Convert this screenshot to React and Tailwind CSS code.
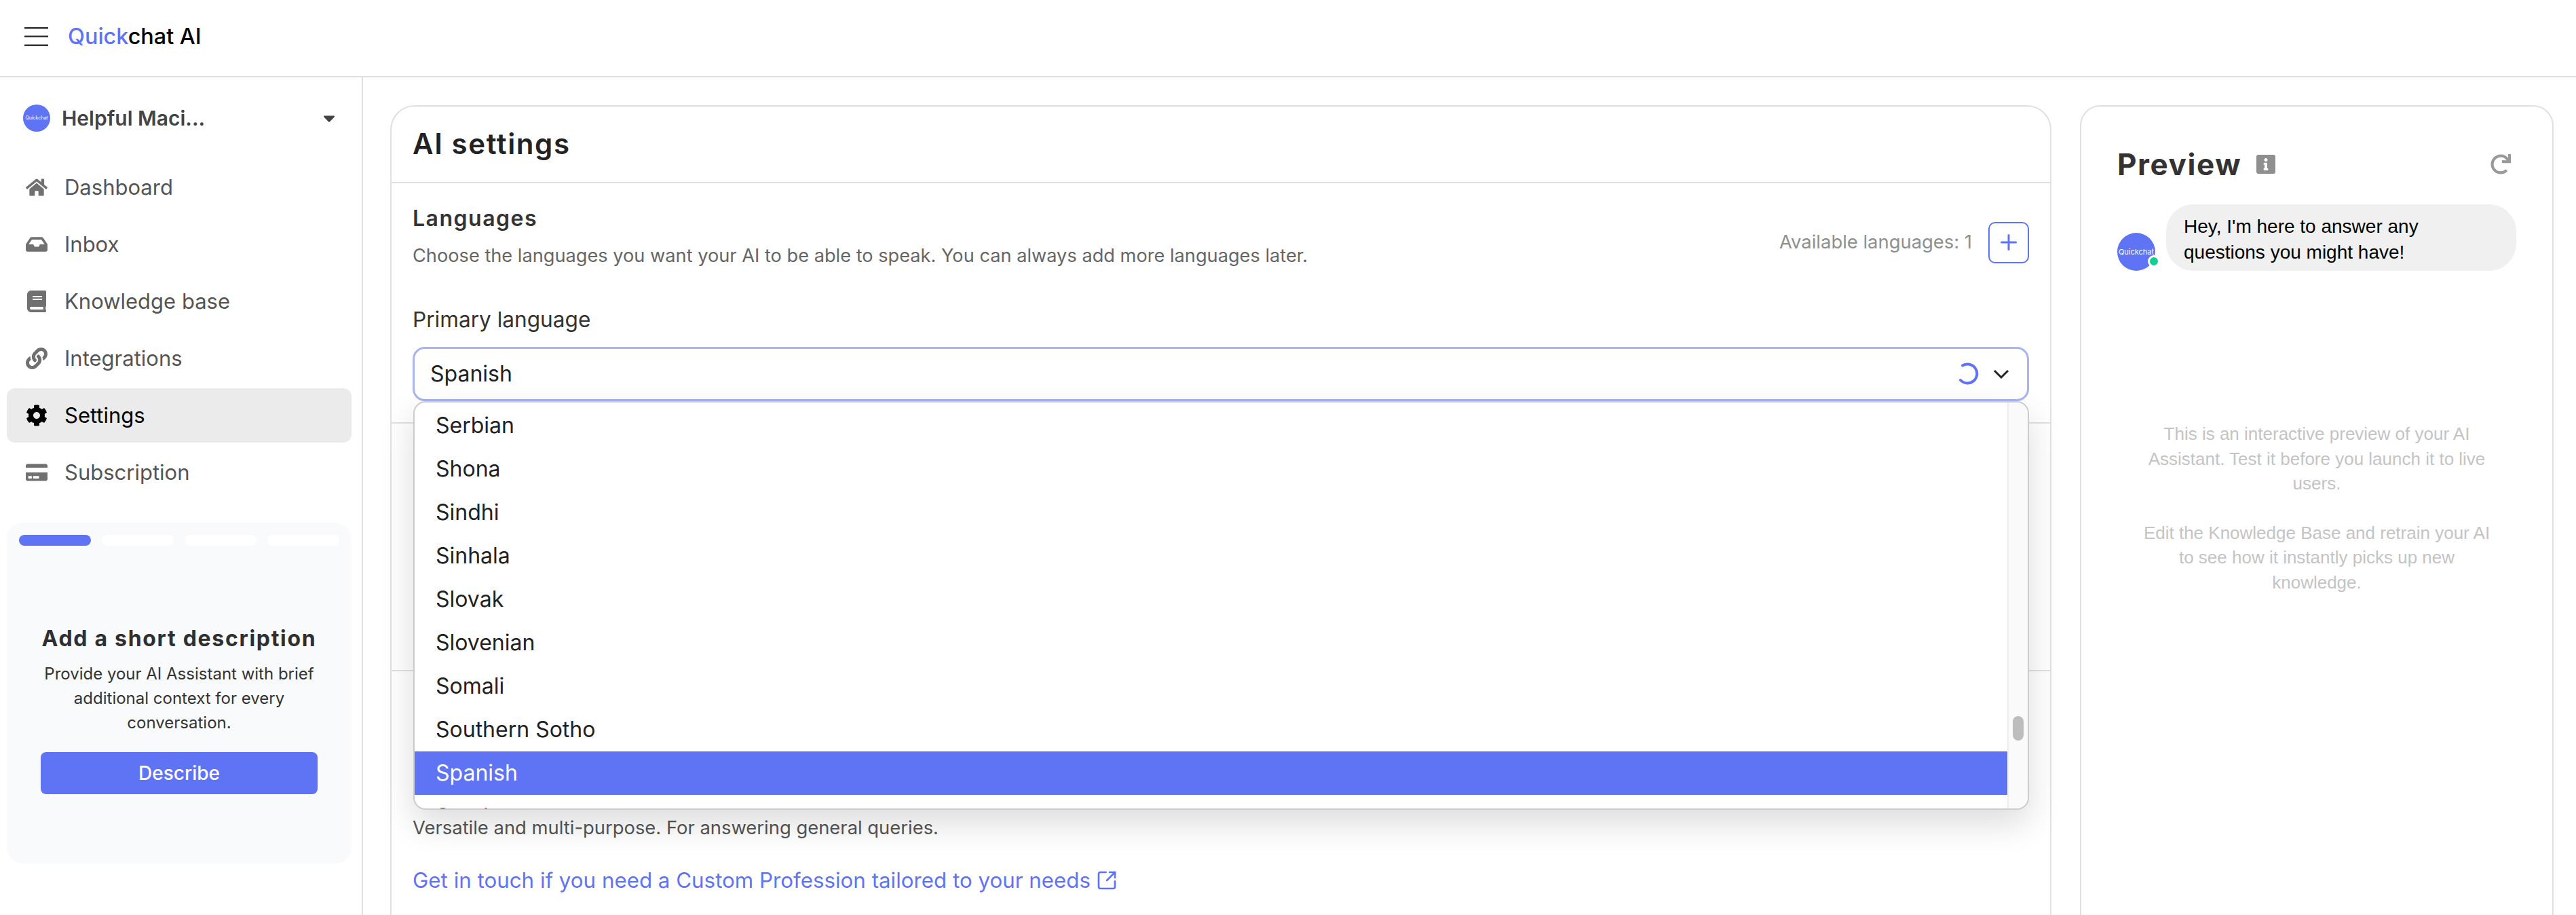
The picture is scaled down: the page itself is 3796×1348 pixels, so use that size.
import { FaHome, FaInbox, FaBook, FaLink, FaCog, FaCreditCard, FaCaretDown, FaInfo, FaRedo } from 'react-icons/fa';
import { Plus, SquareArrowOutUpRight } from 'lucide-react';

const navItems = [
  { label: 'Dashboard', icon: FaHome },
  { label: 'Inbox', icon: FaInbox },
  { label: 'Knowledge base', icon: FaBook },
  { label: 'Integrations', icon: FaLink },
  { label: 'Settings', icon: FaCog, active: true },
  { label: 'Subscription', icon: FaCreditCard },
];

const languages = ['Serbian', 'Shona', 'Sindhi', 'Sinhala', 'Slovak', 'Slovenian', 'Somali', 'Southern Sotho', 'Spanish', 'Sundanese'];

function Sidebar() {
  return (
    <aside className="w-[535px] shrink-0 border-r-2 border-[#e0e0e0] pl-[10px] pr-[15px] pt-10">
      <div className="flex h-10 items-center pl-6 pr-[19px]">
        <div className="flex h-10 w-10 items-center justify-center rounded-full bg-[#5f74f5] text-[7px] text-white">Quickchat</div>
        <span className="ml-[17px] flex-1 text-[30px] font-semibold text-[#444444]">Helpful Maci...</span>
        <FaCaretDown className="h-7 w-7 text-[#444444]" />
      </div>

      <nav className="mt-[42px] flex flex-col gap-1">
        {navItems.map(({ label, icon: Icon, active }) => (
          <div key={label} className={`flex h-20 items-center gap-[25px] rounded-xl pl-[28px] ${active ? 'bg-[#ebebeb] text-black' : 'text-[#555555]'}`}>
            <Icon className={`h-8 w-8 ${active ? 'text-black' : 'text-[#707070]'}`} />
            <span className="text-[31px]">{label}</span>
          </div>
        ))}
      </nav>

      <div className="mt-[34px] h-[502px] rounded-3xl bg-[#f8fafb] px-[18px] pt-[18px]">
        <div className="flex gap-4">
          <div className="h-4 flex-1 rounded-full bg-[#5f74f5]" />
          <div className="h-4 flex-1 rounded-full bg-white" />
          <div className="h-4 flex-1 rounded-full bg-white" />
          <div className="h-4 flex-1 rounded-full bg-white" />
        </div>
        <h3 className="mt-[117px] text-center text-[32px] leading-10 font-bold tracking-[1.7px] text-[#2f2f2f]">Add a short description</h3>
        <p className="mx-auto mt-[14px] w-[420px] text-center text-2xl leading-9 text-[#333333]">
          Provide your AI Assistant with brief additional context for every conversation.
        </p>
        <button className="mx-auto mt-[25px] block h-[62px] w-[408px] rounded-lg bg-[#5f74f5] text-[28px] font-medium text-white">Describe</button>
      </div>
    </aside>
  );
}

function LanguageDropdown() {
  return (
    <div className="absolute top-full right-0 left-px z-10 flex h-[602px] overflow-hidden rounded-[18px] border-2 border-[#cccccc] bg-white shadow-[0_20px_50px_rgba(0,0,0,0.14)]">
      <ul className="flex-1 pt-[2px]">
        {languages.map((lang) => (
          <li key={lang} className={`flex h-16 items-center pl-[31px] text-[32px] ${lang === 'Spanish' ? 'bg-[#5f74f5] text-white' : 'text-[#222222]'}`}>
            {lang}
          </li>
        ))}
      </ul>
      <div className="w-[30px] shrink-0 border-l-2 border-[#eeeeee] bg-[#fafafa] pt-[462px]">
        <div className="mx-auto h-9 w-4 rounded-full bg-[#bdbdbd]" />
      </div>
    </div>
  );
}

function SettingsCard() {
  return (
    <section className="h-[1300px] w-[2448px] shrink-0 rounded-t-[36px] border-2 border-[#e0e0e0]">
      <div className="flex h-[113px] items-center border-b-2 border-[#e0e0e0] px-[31px] pb-[3px]">
        <h1 className="text-[42px] font-semibold tracking-[1.6px] text-[#222222]">AI settings</h1>
      </div>

      <div className="border-b-2 border-[#e0e0e0] px-[31px] pt-8 pb-[31px]">
        <div className="flex items-center justify-between">
          <div>
            <h2 className="text-[32px] leading-10 font-semibold tracking-[1.5px] text-[#333333]">Languages</h2>
            <p className="mt-[17px] text-[27.2px] leading-9 text-[#666666]">Choose the languages you want your AI to be able to speak. You can always add more languages later.</p>
          </div>
          <div className="mt-[17px] flex items-center gap-6">
            <span className="text-[27.4px] text-[#8f8f8f]">Available languages: 1</span>
            <button className="flex h-[61px] w-[60px] items-center justify-center rounded-[10px] border-2 border-[#5f74f5] text-[#5f74f5]">
              <Plus className="h-9 w-9" strokeWidth={2} />
            </button>
          </div>
        </div>

        <label className="mt-[56px] block text-[31.6px] leading-10 text-[#333333]">Primary language</label>
        <div className="relative mt-5">
          <div className="flex h-20 items-center rounded-[18px] border-[3px] border-[#a9b4f0] pr-[26px] pl-[23px]">
            <span className="flex-1 text-[32px] text-[#222222]">Spanish</span>
            <svg className="h-[34px] w-[34px]" viewBox="0 0 34 34" fill="none">
              <path d="M9 4.5A14 14 0 1 1 6 26" stroke="#5f74f5" strokeWidth="4" strokeLinecap="round" />
            </svg>
            <svg className="ml-[20px] h-4 w-[24px]" viewBox="0 0 24 16" fill="none">
              <path d="M2 3l10 10L22 3" stroke="#222222" strokeWidth="3" />
            </svg>
          </div>
          <LanguageDropdown />
        </div>
      </div>

      <div className="h-[365px] border-b-2 border-[#e0e0e0]" />

      <div className="px-[31px] pt-[212px]">
        <p className="text-[27.4px] leading-9 text-[#555555]">Versatile and multi-purpose. For answering general queries.</p>
        <a className="mt-10 flex items-center gap-2 text-[31.3px] leading-10 text-[#5f74f5]">
          Get in touch if you need a Custom Profession tailored to your needs
          <SquareArrowOutUpRight className="h-8 w-8" strokeWidth={2} />
        </a>
      </div>
    </section>
  );
}

function PreviewCard() {
  return (
    <section className="h-[1300px] w-[698px] shrink-0 rounded-t-[30px] border-2 border-[#e0e0e0] px-[53px] pt-[57px] [font-family:'Liberation_Sans',sans-serif]">
      <div className="flex h-14 items-center pr-[8px]">
        <h2 className="text-[44px] font-bold tracking-[1.6px] text-[#333333] [font-family:Inter,sans-serif]">Preview</h2>
        <div className="ml-[22px] flex h-7 w-7 items-center justify-center rounded-[3px] bg-[#8f8f8f]">
          <FaInfo className="h-[18px] w-[18px] text-white" />
        </div>
        <FaRedo className="ml-auto h-[30px] w-[30px] text-[#999999]" />
      </div>

      <div className="mt-[31px] flex items-end gap-4">
        <div className="relative flex h-14 w-14 shrink-0 items-center justify-center rounded-full bg-[#5f74f5] text-[11px] text-white [font-family:Inter,sans-serif]">
          Quickchat
          <span className="absolute right-[-7px] bottom-[5px] h-[18px] w-[18px] rounded-full border-[3px] border-white bg-[#10d090]" />
        </div>
        <div className="h-[98px] w-[516px] rounded-[40px] bg-[#f0f0f0] pt-[14px] pr-[60px] pl-[26px] text-[28px] leading-[38px] text-black">
          Hey, I'm here to answer any questions you might have!
        </div>
      </div>

      <div className="mx-auto mt-[222px] w-[530px] text-center text-[26px] leading-[36.5px] text-[#c4c4c4]">
        <p>This is an interactive preview of your AI Assistant. Test it before you launch it to live users.</p>
        <p className="mt-9">Edit the Knowledge Base and retrain your AI to see how it instantly picks up new knowledge.</p>
      </div>
    </section>
  );
}

export default function App() {
  return (
    <div className="flex h-screen flex-col overflow-hidden bg-white [font-family:Inter,sans-serif]">
      <header className="flex h-[114px] shrink-0 items-center gap-[29px] border-b-2 border-[#e0e0e0] pb-[4px] pl-9">
        <svg className="h-7 w-[35px] text-[#333333]" viewBox="0 0 35 28" fill="currentColor">
          <rect width="35" height="2.5" />
          <rect y="12.5" width="35" height="2.5" />
          <rect y="25.5" width="35" height="2.5" />
        </svg>
        <div className="text-[32.4px] font-medium text-black">
          <span className="text-[#5f74f5]">Quick</span>chat AI
        </div>
      </header>
      <div className="flex min-h-0 flex-1">
        <Sidebar />
        <main className="flex flex-1 gap-[42px] pt-[41px] pl-10">
          <SettingsCard />
          <PreviewCard />
        </main>
      </div>
    </div>
  );
}
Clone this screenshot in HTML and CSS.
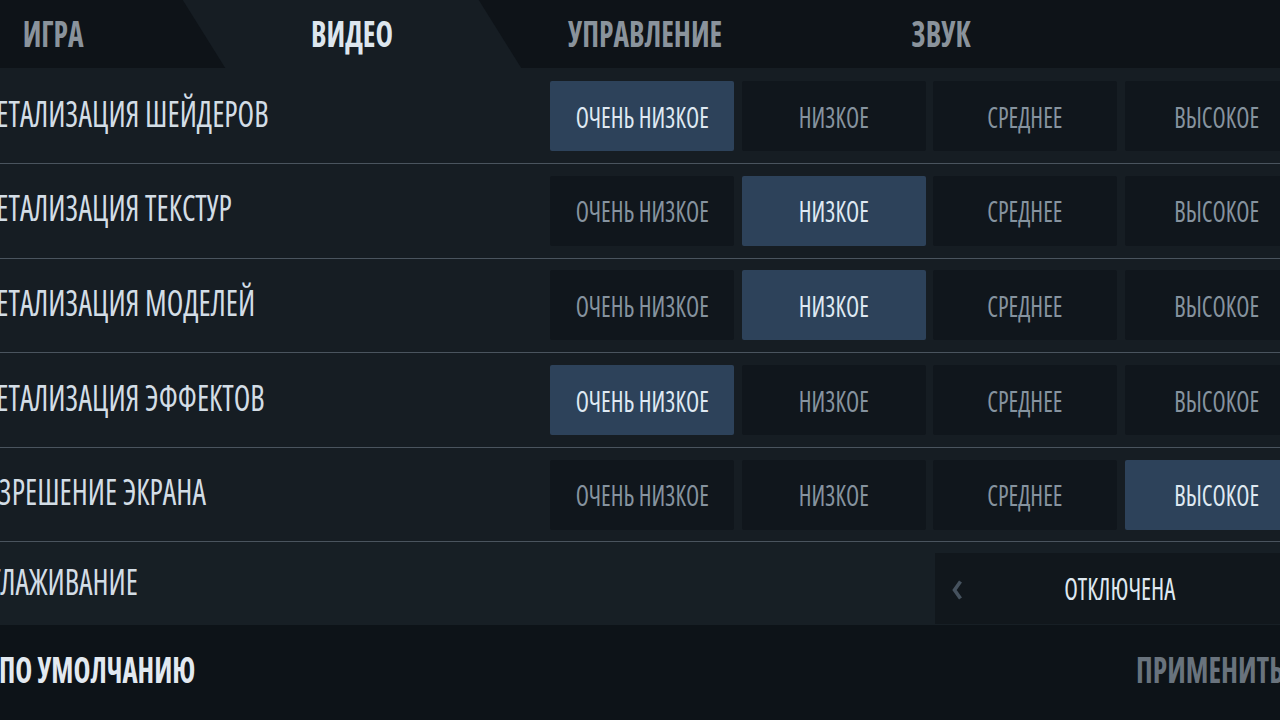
FILE: index.html
```html
<!DOCTYPE html>
<html lang="ru">
<head>
<meta charset="utf-8">
<title>Настройки — Видео</title>
<link rel="stylesheet" href="styles.css">
</head>
<body>
<div class="screen">
  <nav class="tabs">
    <div class="tab"><span class="t">ИГРА</span></div>
    <div class="tab active"><span class="t">ВИДЕО</span></div>
    <div class="tab"><span class="t">УПРАВЛЕНИЕ</span></div>
    <div class="tab"><span class="t">ЗВУК</span></div>
  </nav>

  <main class="settings">
    <div class="row">
      <div class="label"><span class="t">ДЕТАЛИЗАЦИЯ ШЕЙДЕРОВ</span></div>
      <div class="options">
        <div class="opt sel"><span class="t">ОЧЕНЬ НИЗКОЕ</span></div>
        <div class="opt"><span class="t">НИЗКОЕ</span></div>
        <div class="opt"><span class="t">СРЕДНЕЕ</span></div>
        <div class="opt"><span class="t">ВЫСОКОЕ</span></div>
      </div>
    </div>
    <div class="row">
      <div class="label"><span class="t">ДЕТАЛИЗАЦИЯ ТЕКСТУР</span></div>
      <div class="options">
        <div class="opt"><span class="t">ОЧЕНЬ НИЗКОЕ</span></div>
        <div class="opt sel"><span class="t">НИЗКОЕ</span></div>
        <div class="opt"><span class="t">СРЕДНЕЕ</span></div>
        <div class="opt"><span class="t">ВЫСОКОЕ</span></div>
      </div>
    </div>
    <div class="row">
      <div class="label"><span class="t">ДЕТАЛИЗАЦИЯ МОДЕЛЕЙ</span></div>
      <div class="options">
        <div class="opt"><span class="t">ОЧЕНЬ НИЗКОЕ</span></div>
        <div class="opt sel"><span class="t">НИЗКОЕ</span></div>
        <div class="opt"><span class="t">СРЕДНЕЕ</span></div>
        <div class="opt"><span class="t">ВЫСОКОЕ</span></div>
      </div>
    </div>
    <div class="row">
      <div class="label"><span class="t">ДЕТАЛИЗАЦИЯ ЭФФЕКТОВ</span></div>
      <div class="options">
        <div class="opt sel"><span class="t">ОЧЕНЬ НИЗКОЕ</span></div>
        <div class="opt"><span class="t">НИЗКОЕ</span></div>
        <div class="opt"><span class="t">СРЕДНЕЕ</span></div>
        <div class="opt"><span class="t">ВЫСОКОЕ</span></div>
      </div>
    </div>
    <div class="row">
      <div class="label label-res"><span class="t">РАЗРЕШЕНИЕ ЭКРАНА</span></div>
      <div class="options">
        <div class="opt"><span class="t">ОЧЕНЬ НИЗКОЕ</span></div>
        <div class="opt"><span class="t">НИЗКОЕ</span></div>
        <div class="opt"><span class="t">СРЕДНЕЕ</span></div>
        <div class="opt sel"><span class="t">ВЫСОКОЕ</span></div>
      </div>
    </div>
    <div class="row row-select">
      <div class="label label-aa"><span class="t">СГЛАЖИВАНИЕ</span></div>
      <div class="selector">
        <svg class="arrow" width="12" height="20" viewBox="0 0 12 20" aria-hidden="true">
          <polyline points="9.5,1.5 3.5,10 9.5,18.5" fill="none" stroke="#46525e" stroke-width="3.6" stroke-linejoin="miter"/>
        </svg>
        <span class="value"><span class="t">ОТКЛЮЧЕНА</span></span>
      </div>
    </div>
  </main>

  <footer class="footer">
    <div class="btn-default"><span class="t">ПО УМОЛЧАНИЮ</span></div>
    <div class="btn-apply"><span class="t">ПРИМЕНИТЬ</span></div>
  </footer>
</div>
</body>
</html>
```
FILE: styles.css
```css
* { box-sizing: border-box; }

html, body {
  margin: 0;
  padding: 0;
  background: #161d23;
}

body {
  font-family: "Open Sans", "Noto Sans", sans-serif;
  font-stretch: 75%;
  color: #d3dde6;
}

/* condensed display text: narrow the glyphs like the game's UI face */
.t {
  display: inline-block;
  white-space: nowrap;
  transform: scaleX(0.82);
  transform-origin: center;
}

.screen {
  width: 1280px;
  height: 720px;
  overflow: hidden;
  display: flex;
  flex-direction: column;
  background: #161d23;
}

/* ---------- Tabs ---------- */
.tabs {
  height: 68px;
  flex: 0 0 68px;
  display: flex;
  background: #0e1318;
  margin-left: -95px;
}

.tab {
  position: relative;
  flex: 0 0 296px;
  display: flex;
  align-items: center;
  justify-content: center;
  font-size: 36px;
  font-weight: 700;
  color: #8a939c;
  padding-bottom: 1px;
}

.tab.active {
  color: #dde6ee;
  z-index: 0;
  padding-left: 6px;
}

.tab.active::before {
  content: "";
  position: absolute;
  top: 0;
  bottom: 0;
  left: 3px;
  right: -3px;
  background: #161d23;
  transform: skewX(32deg);
  z-index: -1;
}

/* ---------- Settings rows ---------- */
.settings {
  flex: 1 1 auto;
  display: flex;
  flex-direction: column;
  padding-top: 1.5px;
  background: #161d23;
}

.row {
  height: 94.6px;
  flex: 0 0 94.6px;
  display: flex;
  align-items: center;
  border-bottom: 1px solid #4a545e;
}

.label {
  flex: 0 0 569px;
  margin-left: -19px;
  font-size: 36px;
  color: #d3dde6;
  padding-bottom: 6px;
}

.label .t {
  transform: scaleX(0.845);
  transform-origin: left center;
}

.label-res {
  flex-basis: 578px;
  margin-left: -28px;
}

.label-aa {
  margin-left: -24px;
}

.options {
  display: flex;
  gap: 7.5px;
  flex: 0 0 auto;
}

.opt {
  flex: 0 0 184px;
  height: 70px;
  display: flex;
  align-items: center;
  justify-content: center;
  background: #10161c;
  color: #86939f;
  font-size: 29.5px;
  border-radius: 2px;
}

.opt.sel {
  background: #2d425a;
  color: #dfe9f2;
}

/* ---------- Select row (anti-aliasing) ---------- */
.row-select {
  flex: 1 1 auto;
  height: auto;
  border-bottom: none;
  background: #171f25;
  align-items: stretch;
}

.row-select .label {
  display: flex;
  align-items: center;
  padding-bottom: 4px;
}

.selector {
  margin-left: auto;
  margin-right: -25px;
  margin-top: 11px;
  margin-bottom: 1px;
  flex: 0 0 370px;
  display: flex;
  align-items: center;
  background: #11171c;
  padding-left: 16px;
}

.arrow {
  flex: 0 0 auto;
  margin-top: 2px;
}

.value {
  flex: 1 1 auto;
  text-align: center;
  padding-right: 28px;
  font-size: 30.5px;
  color: #dfe8f0;
  padding-bottom: 2px;
}

/* ---------- Footer ---------- */
.footer {
  flex: 0 0 95px;
  height: 95px;
  display: flex;
  align-items: center;
  justify-content: space-between;
  background: #0d1318;
  padding-bottom: 6px;
}

.btn-default {
  font-size: 35px;
  font-weight: 700;
  color: #e2e9f0;
  margin-left: -1px;
}

.btn-default .t {
  transform-origin: left center;
}

.btn-apply {
  font-size: 35px;
  font-weight: 700;
  color: #69737d;
  margin-right: -4px;
}

.btn-apply .t {
  transform: scaleX(0.84);
  transform-origin: right center;
}
```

— WORK TO DO —
Above are the entries. Quote exactly the lines from the one bearing "The picture is" through the one bearing "Sotho', 'Spanish', 'Sundanese'];".

— ANSWER TO THIS PROBLEM —
The picture is scaled down: the page itself is 3796×1348 pixels, so use that size.
import { FaHome, FaInbox, FaBook, FaLink, FaCog, FaCreditCard, FaCaretDown, FaInfo, FaRedo } from 'react-icons/fa';
import { Plus, SquareArrowOutUpRight } from 'lucide-react';

const navItems = [
  { label: 'Dashboard', icon: FaHome },
  { label: 'Inbox', icon: FaInbox },
  { label: 'Knowledge base', icon: FaBook },
  { label: 'Integrations', icon: FaLink },
  { label: 'Settings', icon: FaCog, active: true },
  { label: 'Subscription', icon: FaCreditCard },
];

const languages = ['Serbian', 'Shona', 'Sindhi', 'Sinhala', 'Slovak', 'Slovenian', 'Somali', 'Southern Sotho', 'Spanish', 'Sundanese'];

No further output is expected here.